Daniel Sharp Ford, the owner of popular weekly magazine Youth's Companion, led the charge—initially a crusade to hang American flags in every schoolroom in the nation. An entire movement was built around his belief that the U.S. needed to introduce children to the concept of patriotism.

To energize the campaign, Sharp gave an assignment to a staff writer, Francis J. Bellamy, who was also a minister and a so-called "Christian socialist." Sharp asked Bellamy to compose a Pledge of Allegiance to the Flag. Bellamy wrote it and when it was published in the magazine, the Pledge became extremely popular. It was recited at schools, athletic events, other public gatherings, and in Congress.

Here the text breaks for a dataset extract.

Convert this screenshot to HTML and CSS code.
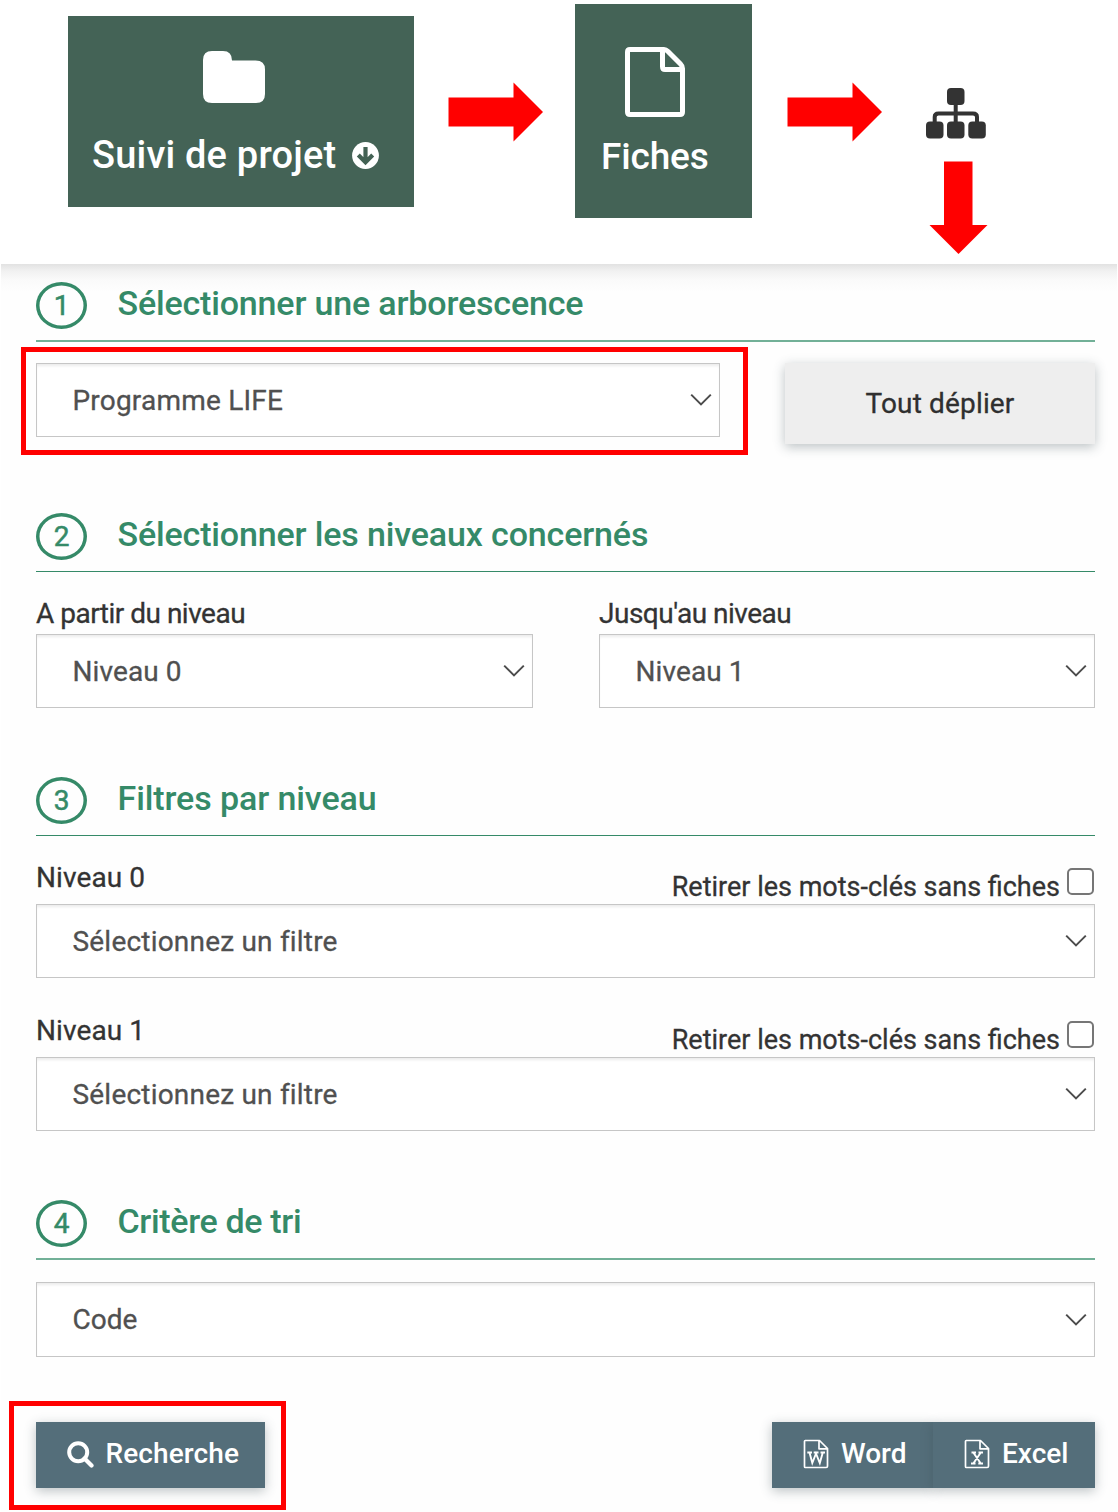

But there was another piece of the campaign narrative: "Because, inherently, there is something physically awkward about people simply standing in place, their arms hanging limply by their sides staring at a flag and reciting a pledge, it was decided that devising a salute would be appropriate," wrote CNN contributor Bob Greene.

The invented gesture was known as the Bellamy Salute, in honor of the Pledge's author. The Bellamy Salute consisted of each person—man, woman or child—extending their right arm forward, angling slightly upward, fingers pointing directly ahead. With their right arms aiming stiffly toward the flag, they recited: "I pledge allegiance …"

Instructions on how to correctly use the salute were printed in the pages of Youth's Companion. Coincidentally, and unfortunately, the salute resembled that of the ancient Roman Empire's tribute to Caesar … which decades later in the early 1920s was adopted as the official greeting of Benito Mussolini's Fascists, which was then adapted by Adolf Hitler and to this day is known as the Nazi or Hitler salute.

It is disconcerting to see American children offering the salute, given what we know about the symbolism of the gesture. But seeing this conflict in the making, on Dec. 22, 1942, Congress passed the amended Flag Code Section 7, which decreed that the Pledge of Allegiance should "be rendered by standing with the right hand over the heart."